Effect of Myocardial Infarction on High-frequency QRS Potentials

Studies have shown that the number of high-frequency QRS notches increases after myocardial infarction (MI). To assess overall high-frequency (greater than 80 Hz) potentials more quantitatively, we adapted filtered and the root-mean-square (RMS) voltage of the residual (80-300 Hz) signal computed. High-frequency RMS values were significantly (p less than 0.01) greater in leads II, III and aVf in normal subjects (n = 12) than in patients with inferior infarction (n = 12). Similarly, high-frequency RMS values were higher (p less than 0.01) in leads V2 and V5 in normal subjects (n = 14) than in patients with prior anterior MI (n = 14). A reduction in high-frequency RMS values with inferior infarction was independently confirmed using Fourier analysis of the QRS in lead II. QRS notching in these subjects was also quantified by computing the number of baseline crossings of the first derivative (dV/dt). As predicted, notching was significantly greater (p less than 0.05) both with inferior MI (lead II) and anterior MI (lead V5). However, contrary to classic theory, the number of notches correlated negatively with direct measurements of high-frequency RMS voltage in lead II (r = -0.63) and lead V5 (r = -0.49).
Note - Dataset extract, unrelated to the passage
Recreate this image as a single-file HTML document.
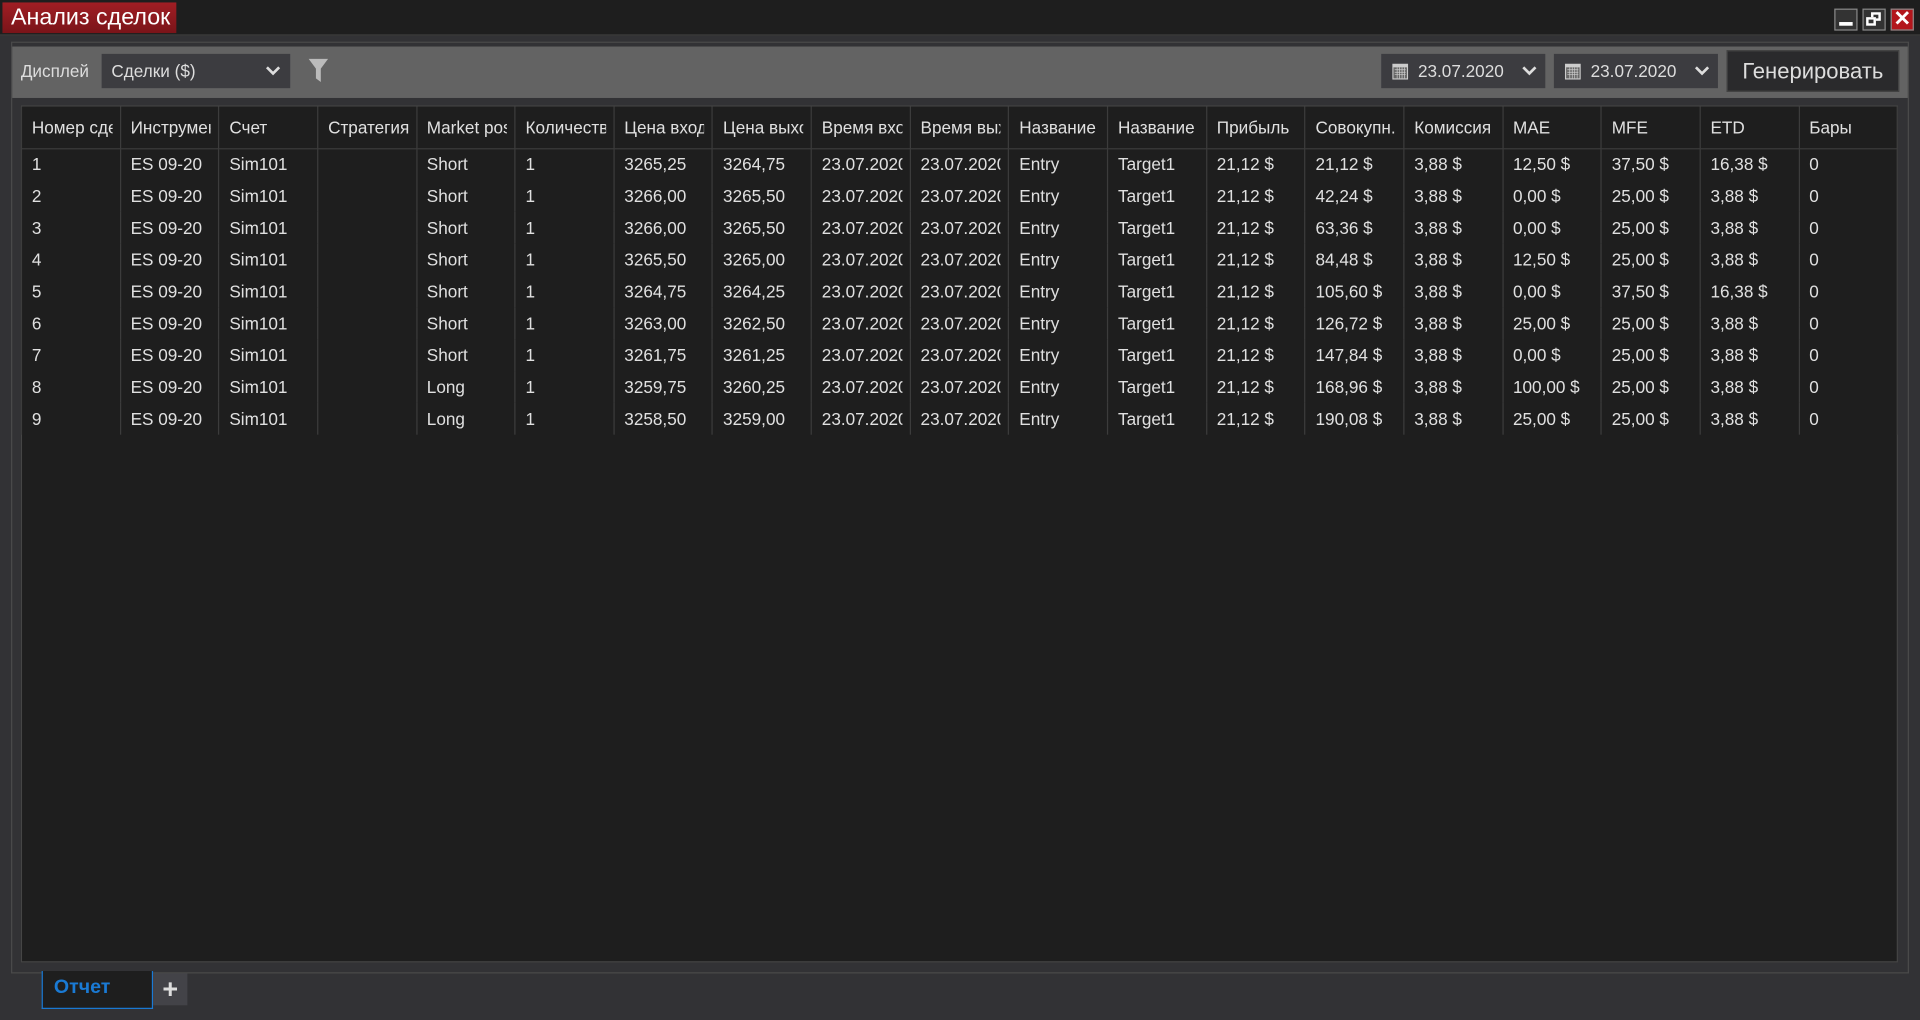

Positive correlations were obtained between high-frequency potentials and two new indexes that measure the amplitude of QRS dV/dt-peak-to-peak amplitude of dV/dt and RMS dV/dt. Using these indexes, absolute separation of inferior MI patients and normal subjects was obtained. We conclude that MI increases low-amplitude QRS notching but diminishes total high-frequency voltage, probably because of an overall decrease in electromotive potentials and slowing of ventricular conduction.